Netanyahu should, perhaps, have studied the lessons of the 1973 Yom Kippur war on the Golan Heights before denouncing Obama’s idea. When the war started, the first thing the Israeli army command sought was the evacuation of the area’s settlements, which Israel’s generals knew would quickly become an impossible burden, and an obstacle to manoeuvre, for their troops. Indeed, the last war that Israel won “elegantly” - in the way that Netanyahu imagines that wars should be won - began from the supposedly “indefensible” 1967 lines.
That is no accident. Israel’s occupation of Arab lands in that war, and its subsequent deployment of military forces amidst the Arab population of the West Bank and close to the powerful military machines of Egypt in the south and Syria in the north, exposed it to Palestinian attacks from the east. At the same time, occupation denied Israel’s army the advantage of a buffer - the demilitarised zones that were the key to the 1967 victory against both Egypt and Syria.
For borders to be defensible, they need first to be legitimate and internationally recognised. But Netanyahu does not really trust “the gentiles” to supply that type of international recognition of Israel’s borders, not even when America is behind him, and not even when Israel today has the most powerful military capabilities in the Middle East.
The son of a renowned historian who served as the personal secretary of Zeev Jabotinski, the founder of the Zionist right, Netanyahu absorbed from childhood his father’s interpretation of Jewish history as a series of tragedies. The lesson was simple: the gentiles cannot be relied upon, for Jewish history is one of betrayal and extermination at their hands. The only remedy to our fragile existence in the diaspora lies in the return to the biblical land of Israel. Our Arab neighbours should never be trusted; hence, as Jabotinski preached, the new Israeli nation must erect an iron wall of Jewish power to deter its enemies forever.

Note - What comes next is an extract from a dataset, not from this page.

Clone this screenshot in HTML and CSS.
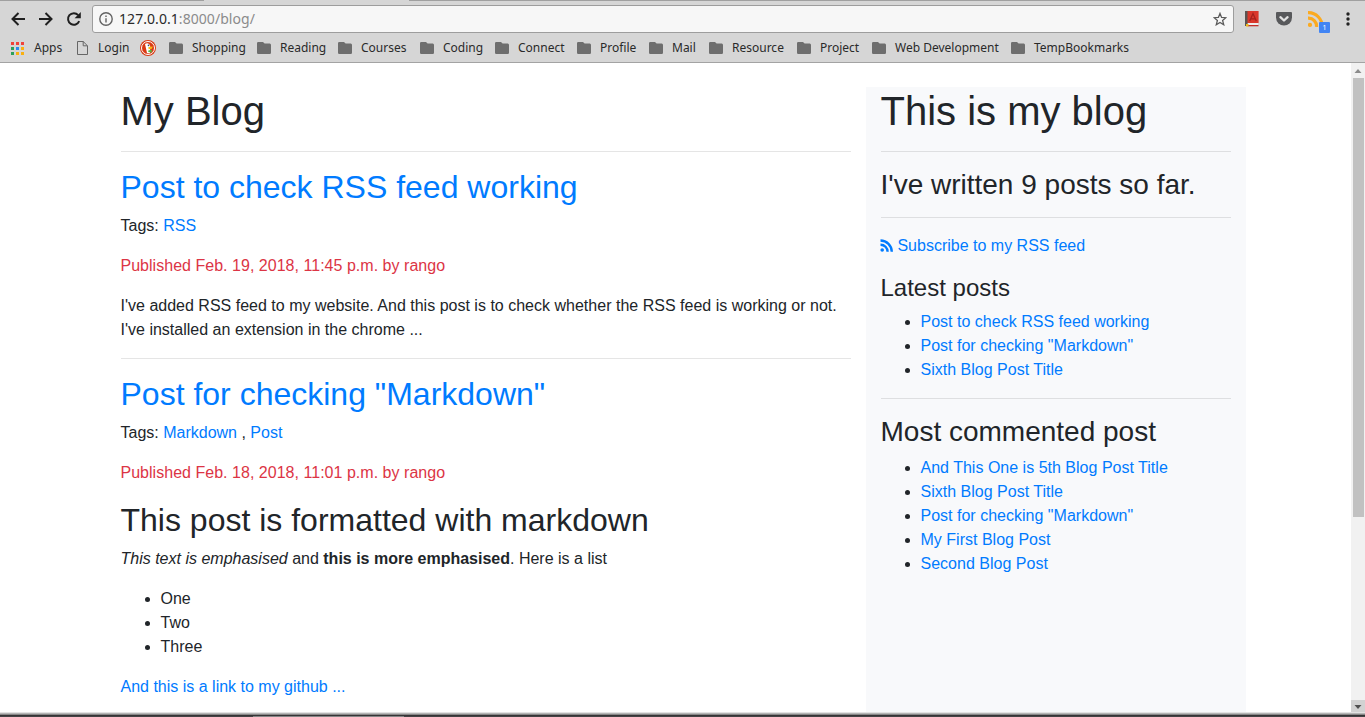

To be fair, such an existential philosophy was not the right’s monopoly. The legendary General Moshe Dayan, who was born in a socialist Kibbutz on the shores of the Sea of Galilee, was no less a sceptic about the chances of coexisting with the Arabs. A gifted orator, this is how he put it in a eulogy to a fallen soldier in 1956: “…. Let us not avert our eyes lest our arms weaken…. This is the fate of our generation, this is our life choice, to be prepared and armed, strong and determined, lest the sword be stricken from our fist and our lives cut down…. We are a generation of settlers, and, without the steel helmet and the cannon’s fire, we will not be able to plant a tree and build a home.”
Yet the same Dayan who in 1970 said that “the only peace negotiations are those where we settle the land and we build, and we settle, and from time to time we go to war” was forced by cruel reality to admit that the best security to which Israel can aspire is that based on peace with its neighbours. Eventually, he became the architect of a historic peace with Egypt. His book “Are We Truly Condemned to Live by the Sword to Eternity?” marked the transformation of the soldier into a statesman.
If Netanyahu is ever to lead a historic reconciliation with the Palestinian people, he should start by endorsing a courageous, almost post-Zionist insight reflected in Dayan’s 1956 eulogy. Fully aware of the bitter legacy of Palestinian disinheritance following the 1948 war, Dayan refused to blame the murderers. On the contrary, he understood their “burning hatred”.
Unfortunately, Israel today has a prime minister with the mentality of a platoon commander who nonetheless likes to cast himself as a latter day Churchill fighting the forces of evil bent on destroying the third Jewish temple. Of course, a great leader must always have a sense of history. But, as the French philosopher Paul Valéry put it, history, “the science of things which are not repeated”, is also “the most dangerous product which the chemistry of the intellect has ever evolved”, especially when manipulated by politicians.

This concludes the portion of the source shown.